** begin STORED DATA **

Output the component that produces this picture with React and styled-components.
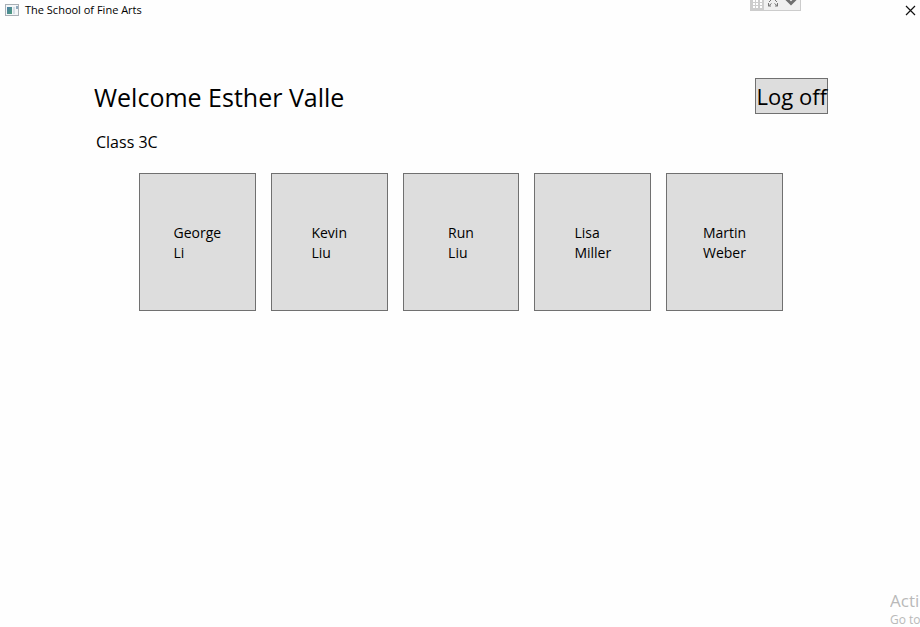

** end STORED DATA **
** begin STORED DATA **

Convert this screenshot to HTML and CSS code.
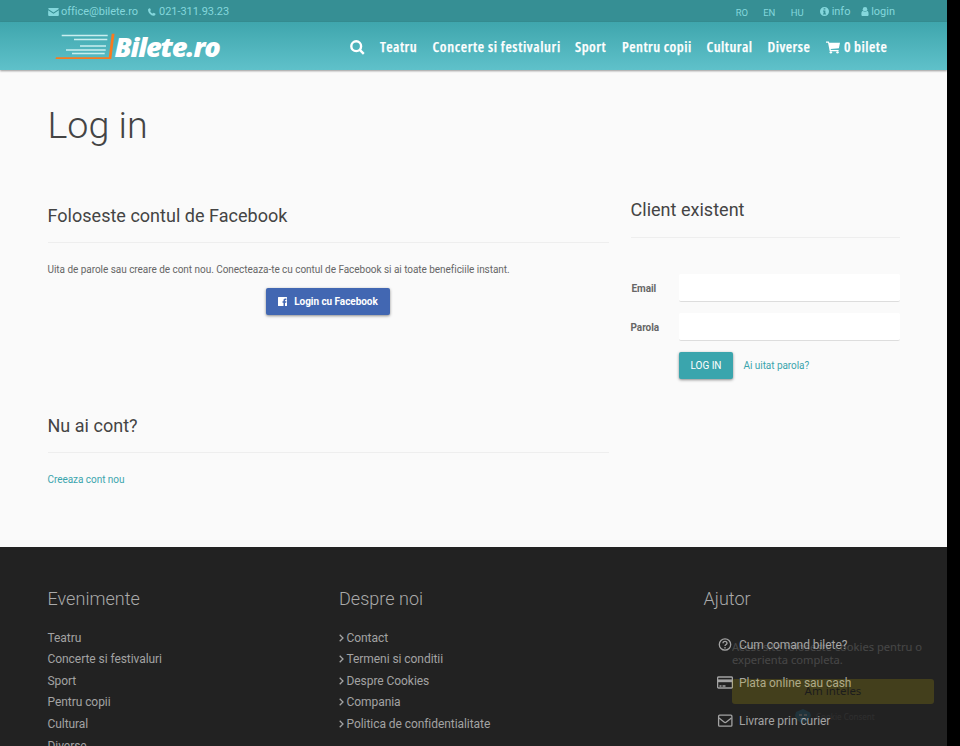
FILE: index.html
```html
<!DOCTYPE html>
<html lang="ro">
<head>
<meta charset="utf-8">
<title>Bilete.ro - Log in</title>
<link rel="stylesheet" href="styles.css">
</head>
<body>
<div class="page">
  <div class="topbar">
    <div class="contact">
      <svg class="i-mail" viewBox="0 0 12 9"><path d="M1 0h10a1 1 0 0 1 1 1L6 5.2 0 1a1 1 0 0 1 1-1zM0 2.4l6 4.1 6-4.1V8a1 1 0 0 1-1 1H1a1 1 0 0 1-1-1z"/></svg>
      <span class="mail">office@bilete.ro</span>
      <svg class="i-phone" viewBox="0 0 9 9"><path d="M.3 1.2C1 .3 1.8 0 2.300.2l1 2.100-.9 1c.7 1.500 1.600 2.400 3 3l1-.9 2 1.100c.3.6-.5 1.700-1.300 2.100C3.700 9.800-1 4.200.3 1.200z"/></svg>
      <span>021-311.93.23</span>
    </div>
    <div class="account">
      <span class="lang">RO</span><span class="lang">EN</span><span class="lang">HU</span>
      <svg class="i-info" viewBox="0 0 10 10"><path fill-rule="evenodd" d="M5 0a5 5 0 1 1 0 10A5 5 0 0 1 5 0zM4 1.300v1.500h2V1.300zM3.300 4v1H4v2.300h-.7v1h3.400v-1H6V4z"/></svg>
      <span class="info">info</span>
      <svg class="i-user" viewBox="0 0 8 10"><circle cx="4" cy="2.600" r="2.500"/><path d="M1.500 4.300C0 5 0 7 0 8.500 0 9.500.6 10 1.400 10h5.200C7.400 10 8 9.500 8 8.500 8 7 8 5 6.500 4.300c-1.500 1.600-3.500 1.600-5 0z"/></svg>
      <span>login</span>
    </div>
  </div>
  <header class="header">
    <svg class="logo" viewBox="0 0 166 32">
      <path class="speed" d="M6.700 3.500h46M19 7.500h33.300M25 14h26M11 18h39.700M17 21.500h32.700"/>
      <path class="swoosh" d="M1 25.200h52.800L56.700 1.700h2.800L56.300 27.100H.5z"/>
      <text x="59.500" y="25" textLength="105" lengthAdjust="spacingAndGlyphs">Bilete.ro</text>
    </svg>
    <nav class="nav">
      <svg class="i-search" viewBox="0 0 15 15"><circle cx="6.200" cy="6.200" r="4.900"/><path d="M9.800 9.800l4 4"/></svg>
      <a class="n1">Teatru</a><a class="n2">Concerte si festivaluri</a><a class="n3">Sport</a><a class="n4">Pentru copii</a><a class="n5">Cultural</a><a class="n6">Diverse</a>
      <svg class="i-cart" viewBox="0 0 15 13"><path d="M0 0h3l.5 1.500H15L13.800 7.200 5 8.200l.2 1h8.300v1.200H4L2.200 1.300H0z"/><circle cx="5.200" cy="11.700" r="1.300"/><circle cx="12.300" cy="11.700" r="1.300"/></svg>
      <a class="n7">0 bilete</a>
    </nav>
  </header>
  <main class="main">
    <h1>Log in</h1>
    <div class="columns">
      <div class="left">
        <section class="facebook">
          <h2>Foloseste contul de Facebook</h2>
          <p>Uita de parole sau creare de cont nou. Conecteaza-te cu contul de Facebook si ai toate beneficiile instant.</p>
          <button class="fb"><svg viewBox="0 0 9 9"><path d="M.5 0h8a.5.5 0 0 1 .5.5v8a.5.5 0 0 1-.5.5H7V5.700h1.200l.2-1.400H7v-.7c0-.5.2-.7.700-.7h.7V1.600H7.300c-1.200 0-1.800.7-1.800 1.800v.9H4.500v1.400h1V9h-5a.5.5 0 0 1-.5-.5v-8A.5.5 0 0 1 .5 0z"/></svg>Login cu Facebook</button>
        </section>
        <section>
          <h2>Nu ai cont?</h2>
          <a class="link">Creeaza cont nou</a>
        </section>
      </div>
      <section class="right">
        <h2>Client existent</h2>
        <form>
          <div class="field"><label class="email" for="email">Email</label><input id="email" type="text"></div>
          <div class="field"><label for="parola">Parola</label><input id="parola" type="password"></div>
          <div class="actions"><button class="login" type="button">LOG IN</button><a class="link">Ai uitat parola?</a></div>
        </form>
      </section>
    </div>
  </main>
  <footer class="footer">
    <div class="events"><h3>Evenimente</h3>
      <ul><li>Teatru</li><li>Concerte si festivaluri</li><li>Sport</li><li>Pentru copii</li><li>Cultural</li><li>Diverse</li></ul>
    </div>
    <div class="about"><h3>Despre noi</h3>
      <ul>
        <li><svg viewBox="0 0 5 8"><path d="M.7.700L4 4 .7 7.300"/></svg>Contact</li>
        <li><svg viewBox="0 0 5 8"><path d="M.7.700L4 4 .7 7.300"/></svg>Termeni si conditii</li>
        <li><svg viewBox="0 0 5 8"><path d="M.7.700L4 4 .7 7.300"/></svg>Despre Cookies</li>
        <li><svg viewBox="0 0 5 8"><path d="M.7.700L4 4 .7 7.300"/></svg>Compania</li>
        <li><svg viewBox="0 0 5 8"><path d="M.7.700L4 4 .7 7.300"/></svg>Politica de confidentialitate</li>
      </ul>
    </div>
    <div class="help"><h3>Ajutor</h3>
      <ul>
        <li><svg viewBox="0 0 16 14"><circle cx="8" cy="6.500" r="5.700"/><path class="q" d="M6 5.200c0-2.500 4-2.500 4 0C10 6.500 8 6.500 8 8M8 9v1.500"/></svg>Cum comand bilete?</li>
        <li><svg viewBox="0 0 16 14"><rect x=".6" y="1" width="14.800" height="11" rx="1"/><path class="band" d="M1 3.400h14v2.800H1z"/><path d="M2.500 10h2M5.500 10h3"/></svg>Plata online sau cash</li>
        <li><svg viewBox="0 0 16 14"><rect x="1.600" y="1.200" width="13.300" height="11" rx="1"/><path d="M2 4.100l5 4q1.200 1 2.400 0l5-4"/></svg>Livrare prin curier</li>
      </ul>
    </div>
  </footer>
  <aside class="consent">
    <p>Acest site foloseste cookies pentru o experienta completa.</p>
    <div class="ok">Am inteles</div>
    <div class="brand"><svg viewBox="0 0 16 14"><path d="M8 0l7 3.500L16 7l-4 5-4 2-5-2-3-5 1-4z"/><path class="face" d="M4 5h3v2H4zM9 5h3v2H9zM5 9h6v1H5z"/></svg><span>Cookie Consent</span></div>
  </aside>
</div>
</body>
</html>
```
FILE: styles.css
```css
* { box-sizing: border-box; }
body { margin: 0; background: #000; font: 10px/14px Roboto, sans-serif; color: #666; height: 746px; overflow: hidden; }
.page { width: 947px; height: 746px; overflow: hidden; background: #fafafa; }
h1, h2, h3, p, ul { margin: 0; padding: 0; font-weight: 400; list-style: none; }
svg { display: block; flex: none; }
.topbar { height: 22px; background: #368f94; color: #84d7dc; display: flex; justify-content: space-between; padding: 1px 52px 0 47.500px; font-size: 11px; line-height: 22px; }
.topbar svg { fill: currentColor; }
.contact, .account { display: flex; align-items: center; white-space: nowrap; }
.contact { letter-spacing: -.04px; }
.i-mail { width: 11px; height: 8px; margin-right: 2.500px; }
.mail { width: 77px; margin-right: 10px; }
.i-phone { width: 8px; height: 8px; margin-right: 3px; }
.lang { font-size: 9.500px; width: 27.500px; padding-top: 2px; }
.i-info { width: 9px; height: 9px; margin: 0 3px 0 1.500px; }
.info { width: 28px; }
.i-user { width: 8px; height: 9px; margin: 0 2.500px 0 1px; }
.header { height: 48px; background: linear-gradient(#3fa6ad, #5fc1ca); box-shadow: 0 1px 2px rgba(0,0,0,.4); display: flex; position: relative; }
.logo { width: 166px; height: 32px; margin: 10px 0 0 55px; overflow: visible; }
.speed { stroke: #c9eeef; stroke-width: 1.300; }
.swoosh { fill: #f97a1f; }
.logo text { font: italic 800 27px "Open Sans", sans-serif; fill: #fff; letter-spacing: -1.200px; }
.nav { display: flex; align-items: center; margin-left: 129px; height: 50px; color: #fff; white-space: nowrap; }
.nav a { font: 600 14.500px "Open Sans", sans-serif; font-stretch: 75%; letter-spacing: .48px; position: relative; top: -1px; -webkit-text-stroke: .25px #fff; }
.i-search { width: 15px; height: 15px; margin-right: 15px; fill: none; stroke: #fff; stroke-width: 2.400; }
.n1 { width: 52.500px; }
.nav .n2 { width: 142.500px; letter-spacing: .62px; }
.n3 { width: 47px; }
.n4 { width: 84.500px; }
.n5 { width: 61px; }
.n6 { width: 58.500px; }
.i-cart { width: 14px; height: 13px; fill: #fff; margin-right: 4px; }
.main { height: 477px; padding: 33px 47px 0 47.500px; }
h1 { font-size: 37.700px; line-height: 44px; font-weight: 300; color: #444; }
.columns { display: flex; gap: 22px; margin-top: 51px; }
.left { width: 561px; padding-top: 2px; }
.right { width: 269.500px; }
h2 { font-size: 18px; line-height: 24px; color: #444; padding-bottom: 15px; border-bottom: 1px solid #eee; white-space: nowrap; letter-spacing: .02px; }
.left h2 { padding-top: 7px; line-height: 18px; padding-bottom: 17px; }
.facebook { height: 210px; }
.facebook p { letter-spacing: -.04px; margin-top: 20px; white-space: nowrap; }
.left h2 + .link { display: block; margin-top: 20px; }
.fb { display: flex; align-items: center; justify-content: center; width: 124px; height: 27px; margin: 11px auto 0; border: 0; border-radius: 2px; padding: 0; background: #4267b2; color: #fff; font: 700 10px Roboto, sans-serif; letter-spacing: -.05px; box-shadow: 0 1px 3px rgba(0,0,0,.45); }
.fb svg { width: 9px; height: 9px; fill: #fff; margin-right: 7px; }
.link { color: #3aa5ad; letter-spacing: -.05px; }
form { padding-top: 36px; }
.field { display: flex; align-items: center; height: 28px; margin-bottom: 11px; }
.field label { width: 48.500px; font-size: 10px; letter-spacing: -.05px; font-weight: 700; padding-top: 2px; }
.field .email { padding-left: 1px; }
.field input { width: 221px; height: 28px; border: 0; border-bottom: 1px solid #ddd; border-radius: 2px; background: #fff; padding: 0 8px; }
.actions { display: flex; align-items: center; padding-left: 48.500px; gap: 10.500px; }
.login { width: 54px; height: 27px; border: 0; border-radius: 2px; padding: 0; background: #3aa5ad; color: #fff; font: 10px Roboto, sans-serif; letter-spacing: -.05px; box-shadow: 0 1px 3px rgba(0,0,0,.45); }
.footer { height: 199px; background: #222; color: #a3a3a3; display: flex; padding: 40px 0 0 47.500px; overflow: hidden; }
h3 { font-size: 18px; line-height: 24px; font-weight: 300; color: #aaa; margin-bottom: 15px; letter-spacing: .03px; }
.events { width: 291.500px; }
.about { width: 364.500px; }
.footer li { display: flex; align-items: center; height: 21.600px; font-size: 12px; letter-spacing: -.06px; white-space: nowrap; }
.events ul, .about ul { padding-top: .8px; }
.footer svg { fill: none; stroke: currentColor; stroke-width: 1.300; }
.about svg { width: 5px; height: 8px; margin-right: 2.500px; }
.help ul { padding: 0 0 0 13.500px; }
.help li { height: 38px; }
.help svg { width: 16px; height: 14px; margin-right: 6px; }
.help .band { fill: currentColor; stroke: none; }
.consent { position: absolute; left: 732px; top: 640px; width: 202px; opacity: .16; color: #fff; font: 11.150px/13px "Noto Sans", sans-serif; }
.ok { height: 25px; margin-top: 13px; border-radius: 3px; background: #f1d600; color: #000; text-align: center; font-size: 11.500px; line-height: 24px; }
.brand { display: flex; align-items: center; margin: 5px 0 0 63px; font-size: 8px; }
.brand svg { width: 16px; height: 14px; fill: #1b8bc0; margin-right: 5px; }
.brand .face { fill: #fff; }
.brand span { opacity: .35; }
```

** end STORED DATA **

* **GIVEN REQUEST**
Tell how many lines of the material above hold "this", answering with a bare number.

* **THE ANSWER**
2